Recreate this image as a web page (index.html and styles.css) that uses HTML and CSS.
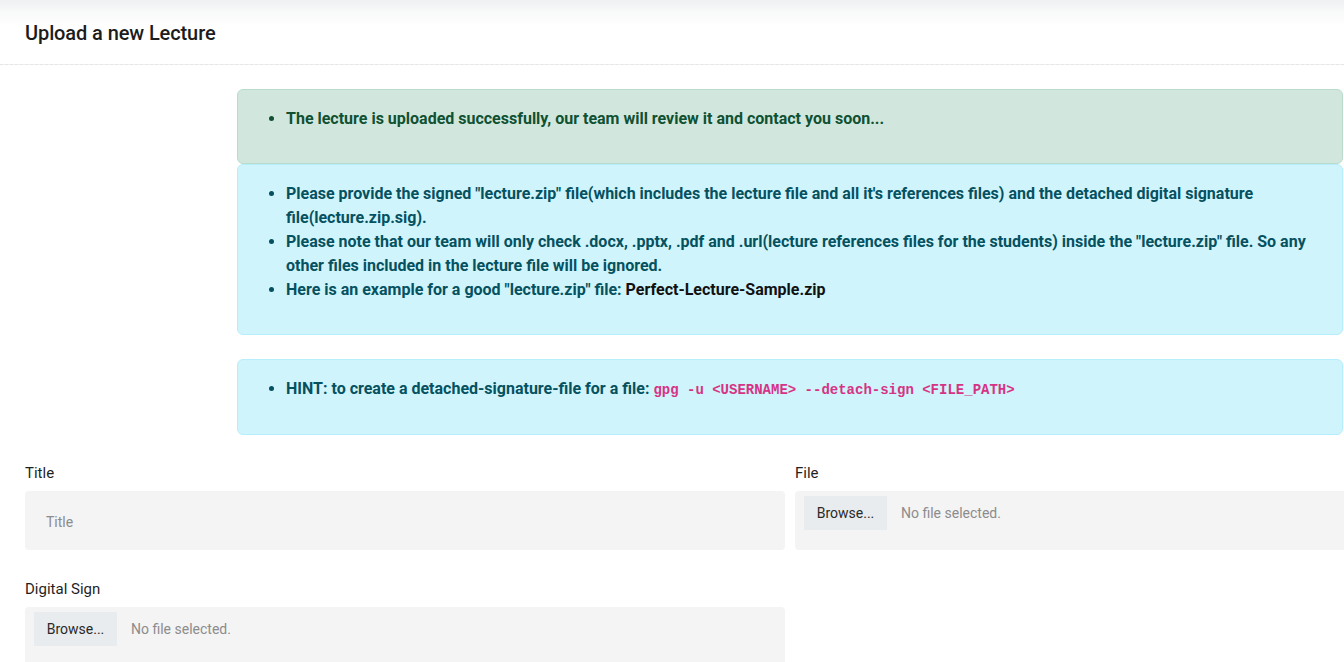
FILE: index.html
```html
<!DOCTYPE html>
<html lang="en">
<head>
<meta charset="utf-8">
<title>Upload a new Lecture</title>
<link rel="stylesheet" href="styles.css">
</head>
<body>
<header class="page-head">
  <h1 class="page-title">Upload a new Lecture</h1>
</header>
<main class="page-body">
  <section class="notices">
    <div class="alert alert-success">
      <ul class="alert-list">
        <li>The lecture is uploaded successfully, our team will review it and contact you soon...</li>
      </ul>
    </div>
    <div class="alert alert-info">
      <ul class="alert-list">
        <li>Please provide the signed "lecture.zip" file(which includes the lecture file and all it's references files) and the detached digital signature file(lecture.zip.sig).</li>
        <li>Please note that our team will only check .docx, .pptx, .pdf and .url(lecture references files for the students) inside the "lecture.zip" file. So any other files included in the lecture file will be ignored.</li>
        <li>Here is an example for a good "lecture.zip" file: <a class="sample-link" href="#">Perfect-Lecture-Sample.zip</a></li>
      </ul>
    </div>
    <div class="alert alert-info alert-hint">
      <ul class="alert-list">
        <li>HINT: to create a detached-signature-file for a file: <code class="cmd">gpg -u &lt;USERNAME&gt; --detach-sign &lt;FILE_PATH&gt;</code></li>
      </ul>
    </div>
  </section>
  <form class="upload-form">
    <div class="field">
      <label class="field-label">Title</label>
      <div class="field-box"><span class="placeholder">Title</span></div>
    </div>
    <div class="field">
      <label class="field-label">File</label>
      <div class="field-box file-box"><span class="browse">Browse...</span><span class="no-file">No file selected.</span></div>
    </div>
    <div class="field">
      <label class="field-label">Digital Sign</label>
      <div class="field-box file-box"><span class="browse">Browse...</span><span class="no-file">No file selected.</span></div>
    </div>
  </form>
</main>
</body>
</html>
```
FILE: styles.css
```css
html, body {
  margin: 0;
  padding: 0;
  overflow: hidden;
  background: #fff;
}
body {
  font-family: Roboto, "Liberation Sans", sans-serif;
  color: #212529;
  width: 1344px;
  height: 662px;
}
.page-head {
  border-bottom: 1px dashed #e6e6e6;
  background: linear-gradient(180deg, #eef0f1 0px, #f8f9f9 12px, #ffffff 26px);
  display: flex;
  align-items: center;
  padding: 0 25px;
  box-sizing: border-box;
  height: 65px;
}
.page-title {
  margin: 0;
  font-size: 20px;
  font-weight: 500;
  color: #1c1c1c;
  line-height: 1;
  padding-top: 1px;
  letter-spacing: -0.1px;
}
.page-body {
  padding-top: 24px;
}
.notices {
  margin: 0 1px 0 237px;
}
.alert {
  border: 1px solid transparent;
  border-radius: 6px;
  padding: 17px 16px 16px;
}
.alert-success {
  background: #d1e7dd;
  border-color: #badbcc;
  color: #0f5132;
}
.alert-info {
  background: #cff4fc;
  border-color: #b6effb;
  color: #055160;
}
.alert-hint {
  margin-top: 24px;
}
.alert-list {
  margin: 0 0 16px 0;
  padding-left: 32px;
  font-size: 16px;
  font-weight: 700;
  line-height: 24px;
}
.sample-link {
  color: #111;
  text-decoration: none;
}
.cmd {
  font-family: "Liberation Mono", monospace;
  font-size: 14px;
  color: #d63384;
  font-weight: 700;
}
.upload-form {
  display: grid;
  grid-template-columns: 760px 760px;
  column-gap: 10px;
  row-gap: 28px;
  padding: 27px 0 0 25px;
}
.field {
  display: flex;
  flex-direction: column;
}
.field-label {
  font-size: 15px;
  line-height: 22px;
  color: #1f1f1f;
  margin-bottom: 7px;
}
.field-box {
  height: 59px;
  background: #f4f4f4;
  border-radius: 4px;
  display: flex;
  align-items: center;
  box-sizing: border-box;
  padding: 2px 21px 0;
  font-size: 14px;
}
.placeholder {
  color: #8c8c8c;
}
.file-box {
  align-items: flex-start;
  padding: 5px 9px;
}
.browse {
  background: #e9ecef;
  color: #2a2a2a;
  height: 34px;
  width: 83px;
  display: flex;
  align-items: center;
  justify-content: center;
  font-size: 14px;
  margin-right: 14px;
}
.no-file {
  color: #8c8c8c;
  line-height: 34px;
}
```
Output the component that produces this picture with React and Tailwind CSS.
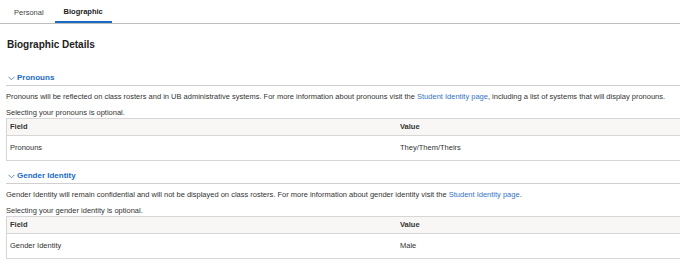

----

#### Direction
Wherever a line in the data above holds "page", copy that line.

#### Full answer
Recreate this image as a web page (index.html and styles.css) that uses HTML and CSS.
<header class="page-head">
  <h1 class="page-title">Upload a new Lecture</h1>
<main class="page-body">
.page-head {
.page-title {
.page-body {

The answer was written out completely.